• Stored data:
☆ ☆ ☆ ☆ ☆ ☆ ☆

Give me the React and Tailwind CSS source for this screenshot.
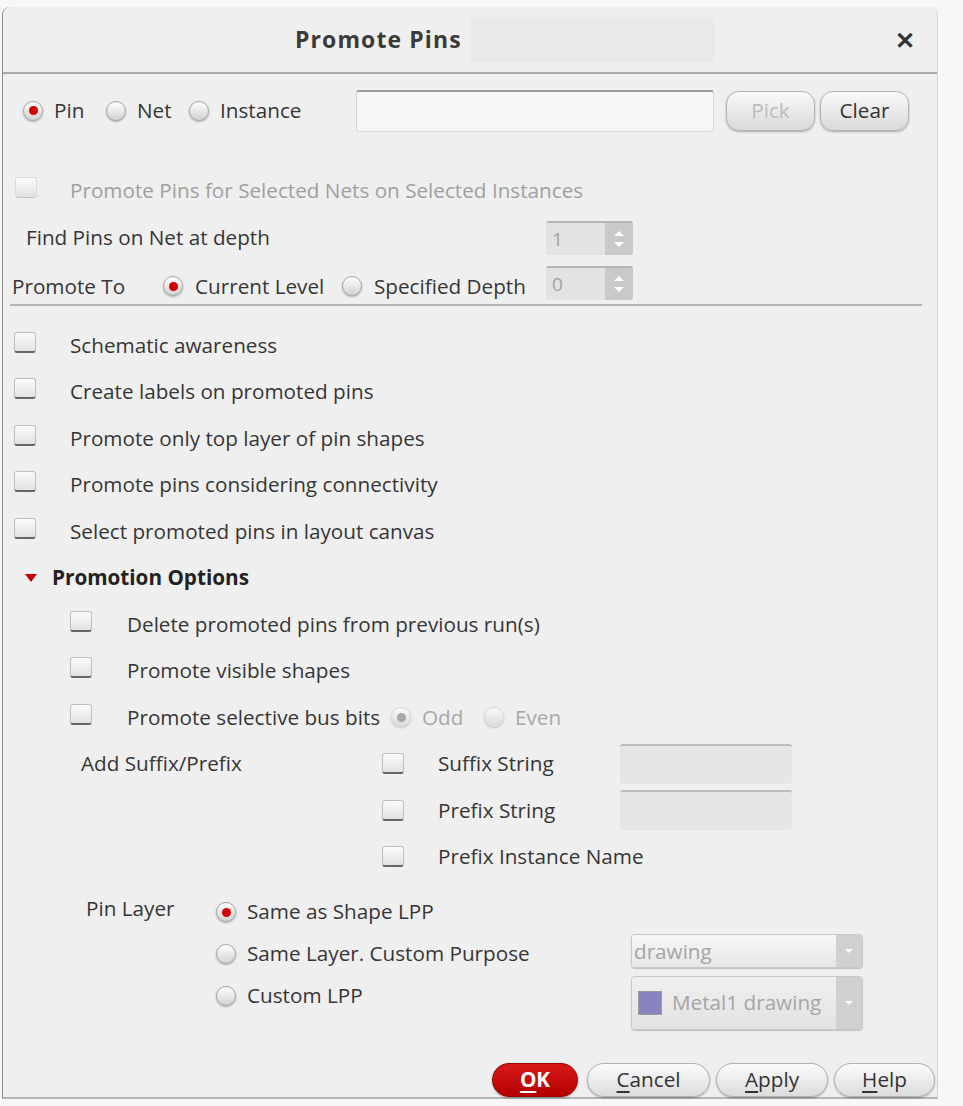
import React from "react";

// Promote Pins dialog

const font = { fontFamily: '"Open Sans", "Noto Sans", sans-serif' };

const Radio = ({ on, dim }) => (
  <span
    className={`inline-flex items-center justify-center w-[20px] h-[20px] rounded-full border shrink-0 bg-linear-to-b from-white to-[#d2d2d2] shadow-[0_1px_2px_rgba(0,0,0,0.3)] ${
      dim ? "border-[#d2d2d2] opacity-70" : "border-[#a6a6a6]"
    }`}
  >
    {on && (
      <span
        className={`w-[9px] h-[9px] rounded-full ${dim ? "bg-[#8a8a8a]" : "bg-[#d40000]"}`}
      />
    )}
  </span>
);

const Check = ({ dim }) => (
  <span
    className={`inline-block w-[22px] h-[21px] rounded-[3px] border shrink-0 bg-linear-to-b from-[#fbfbfb] to-[#e2e2e2] ${
      dim
        ? "border-[#dadada] border-b-[#c4c4c4]"
        : "border-[#bfbfbf] border-b-2 border-b-[#666]"
    }`}
  />
);

const Spin = ({ value }) => (
  <div className="flex w-[87px] h-[34px] rounded-[3px] border-t-2 border-[#b4b4b4] overflow-hidden">
    <div className="flex-1 bg-[#e3e3e3] text-[#a2a2a2] text-[19px] pl-[6px] leading-[32px]">
      {value}
    </div>
    <div className="w-[28px] bg-[#c9c9c9] flex flex-col items-center justify-center gap-[6px]">
      <span className="w-0 h-0 border-l-[5px] border-r-[5px] border-b-[5px] border-l-transparent border-r-transparent border-b-white" />
      <span className="w-0 h-0 border-l-[5px] border-r-[5px] border-t-[5px] border-l-transparent border-r-transparent border-t-white" />
    </div>
  </div>
);

const Btn = ({ children, w, disabled }) => (
  <button
    className={`h-[40px] ${w} rounded-[13px] border border-[#b3b3b3] bg-linear-to-b from-[#fafafa] to-[#d9d9d9] shadow-[0_1px_2px_rgba(0,0,0,0.3)] ${
      disabled ? "text-[#bdbdbd]" : "text-[#333]"
    }`}
  >
    {children}
  </button>
);

const FootBtn = ({ children, w, primary }) => (
  <button
    className={`h-[34px] ${w} rounded-full border shadow-[0_1px_2px_rgba(0,0,0,0.3)] ${
      primary
        ? "bg-linear-to-b from-[#d81818] to-[#b30000] border-[#9a0000] text-white font-bold"
        : "bg-linear-to-b from-[#fbfbfb] to-[#dcdcdc] border-[#b0b0b0] text-[#333]"
    }`}
  >
    {children}
  </button>
);

const Row = ({ children, className = "" }) => (
  <div className={`flex items-center h-[46.5px] ${className}`}>{children}</div>
);

const Field = () => (
  <div className="w-[172px] h-[40px] rounded-[3px] border-t-2 border-[#bcbcbc] bg-[#e6e6e6]" />
);

const Arrow = () => (
  <div className="w-[26px] bg-[#d0d0d0] flex items-center justify-center">
    <span className="w-0 h-0 border-l-[4px] border-r-[4px] border-t-[4px] border-l-transparent border-r-transparent border-t-white" />
  </div>
);

export default function App() {
  return (
    <div className="w-[963px] h-[1106px] bg-[#f7f7f7] pt-[7px] pl-[2px]" style={font}>
      <div className="w-[936px] h-[1092px] bg-[#efefef] border-l border-[#8e8e8e] border-r border-r-[#d4d4d4] border-b-2 border-b-[#b5b5b5] rounded-tl-[8px] rounded-tr-[8px] text-[#363636] text-[20.7px]">
        {/* title bar */}
        <div className="h-[67px] flex items-center border-b-2 border-[#a9a9a9]">
          <span className="ml-[292px] w-[175px] text-[23px] tracking-[1.1px] font-bold text-[#3a3a3a]">
            Promote Pins
          </span>
          <div className="w-[245px] h-[45px] bg-[#e9e9e9]" />
          <span className="ml-auto mr-[22px] text-[24px] font-bold text-[#333] leading-none">✕</span>
        </div>

        {/* type row */}
        <div className="flex items-center h-[46px] mt-[14px]">
          <div className="ml-[20px] w-[83px] flex items-center gap-[11px]">
            <Radio on />
            <span>Pin</span>
          </div>
          <div className="w-[83px] flex items-center gap-[11px]">
            <Radio />
            <span>Net</span>
          </div>
          <div className="w-[167px] flex items-center gap-[11px]">
            <Radio />
            <span>Instance</span>
          </div>
          <div className="w-[358px] h-[42px] bg-[#f6f6f6] border border-[#d8d8d8] border-t-2 border-t-[#9c9c9c] rounded-[3px]" />
          <div className="ml-[12px] flex gap-[5px]">
            <Btn w="w-[89px]" disabled>
              Pick
            </Btn>
            <Btn w="w-[89px]">Clear</Btn>
          </div>
        </div>

        <div className="flex items-center h-[46px] mt-[34px] text-[#a0a0a0]">
          <span className="ml-[12px]">
            <Check dim />
          </span>
          <span className="ml-[33px]">Promote Pins for Selected Nets on Selected Instances</span>
        </div>

        <div className="flex items-center h-[48px]">
          <span className="ml-[23px] w-[520px]">Find Pins on Net at depth</span>
          <Spin value="1" />
        </div>

        <div className="flex items-center h-[42px]">
          <div className="flex items-center mt-[7px]">
            <span className="ml-[9px] w-[151px]">Promote To</span>
            <Radio on />
            <span className="ml-[12px] w-[147px]">Current Level</span>
            <Radio />
            <span className="ml-[12px] w-[172px]">Specified Depth</span>
          </div>
          <Spin value="0" />
        </div>
        <div className="ml-[7px] mr-[15px] border-t-2 border-[#b4b4b4]" />

        <div className="mt-[16px]">
          {[
            "Schematic awareness",
            "Create labels on promoted pins",
            "Promote only top layer of pin shapes",
            "Promote pins considering connectivity",
            "Select promoted pins in layout canvas",
          ].map((t) => (
            <Row key={t}>
              <span className="ml-[11px]">
                <Check />
              </span>
              <span className="ml-[34px]">{t}</span>
            </Row>
          ))}

          <Row>
            <span className="ml-[22px] w-0 h-0 border-l-[6px] border-r-[6px] border-t-[8px] border-l-transparent border-r-transparent border-t-[#c40000]" />
            <span className="ml-[15px] font-bold text-[#222]">Promotion Options</span>
          </Row>

          <Row>
            <span className="ml-[67px]">
              <Check />
            </span>
            <span className="ml-[35px]">Delete promoted pins from previous run(s)</span>
          </Row>
          <Row>
            <span className="ml-[67px]">
              <Check />
            </span>
            <span className="ml-[35px]">Promote visible shapes</span>
          </Row>
          <Row>
            <span className="ml-[67px]">
              <Check />
            </span>
            <span className="ml-[35px] w-[264px]">Promote selective bus bits</span>
            <Radio on dim />
            <span className="ml-[11px] w-[62px] text-[#a8a8a8]">Odd</span>
            <Radio dim />
            <span className="ml-[11px] text-[#a8a8a8]">Even</span>
          </Row>

          <div className="flex">
            <div className="ml-[78px] w-[301px] h-[46.5px] flex items-center">Add Suffix/Prefix</div>
            <div className="flex-1">
              <Row>
                <Check />
                <span className="ml-[34px] w-[182px]">Suffix String</span>
                <Field />
              </Row>
              <Row>
                <Check />
                <span className="ml-[34px] w-[182px]">Prefix String</span>
                <Field />
              </Row>
              <Row>
                <Check />
                <span className="ml-[34px]">Prefix Instance Name</span>
              </Row>
            </div>
          </div>
        </div>

        {/* pin layer */}
        <div className="flex mt-[11px]">
          <div className="ml-[83px] w-[130px] h-[42px] flex items-start pt-[2px]">Pin Layer</div>
          <div>
            <div className="flex items-center h-[42px] gap-[11px]">
              <Radio on />
              <span>Same as Shape LPP</span>
            </div>
            <div className="flex items-center h-[42px] gap-[11px]">
              <Radio />
              <span className="w-[373px]">Same Layer. Custom Purpose</span>
              <div className="flex w-[232px] h-[34px] rounded-[4px] border border-[#c8c8c8] overflow-hidden shadow-[0_1px_1px_rgba(0,0,0,0.2)] mt-[-6px]">
                <div className="flex-1 bg-linear-to-b from-[#f8f8f8] to-[#e6e6e6] text-[#a5a5a5] pl-[2px] leading-[32px]">
                  drawing
                </div>
                <Arrow />
              </div>
            </div>
            <div className="flex items-start h-[54px] gap-[11px]">
              <div className="h-[42px] flex items-center gap-[11px]">
                <Radio />
                <span className="w-[373px]">Custom LPP</span>
              </div>
              <div className="flex w-[232px] h-[54px] rounded-[4px] border border-[#c8c8c8] overflow-hidden shadow-[0_1px_1px_rgba(0,0,0,0.2)] mt-[1px]">
                <div className="flex-1 bg-linear-to-b from-[#f0f0f0] to-[#e2e2e2] flex items-center pl-[6px]">
                  <span className="w-[24px] h-[24px] bg-[#8884bd] border border-[#9c9c9c]" />
                  <span className="ml-[10px] text-[#a5a5a5]">Metal1 drawing</span>
                </div>
                <Arrow />
              </div>
            </div>
          </div>
        </div>

        {/* footer */}
        <div className="flex justify-end pr-[2px] mt-[34px]">
          <FootBtn w="w-[86px]" primary>
            <span className="underline underline-offset-4">O</span>K
          </FootBtn>
          <span className="ml-[9px]" />
          <FootBtn w="w-[123px]">
            <span className="underline underline-offset-4">C</span>ancel
          </FootBtn>
          <span className="ml-[6px]" />
          <FootBtn w="w-[112px]">
            <span className="underline underline-offset-4">A</span>pply
          </FootBtn>
          <span className="ml-[6px]" />
          <FootBtn w="w-[101px]">
            <span className="underline underline-offset-4">H</span>elp
          </FootBtn>
        </div>
      </div>
    </div>
  );
}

☆ ☆ ☆ ☆ ☆ ☆ ☆

• Problem to solve: Scan the material above for the string "React" and report each line where you find it.

• Response:
Give me the React and Tailwind CSS source for this screenshot.
import React from "react";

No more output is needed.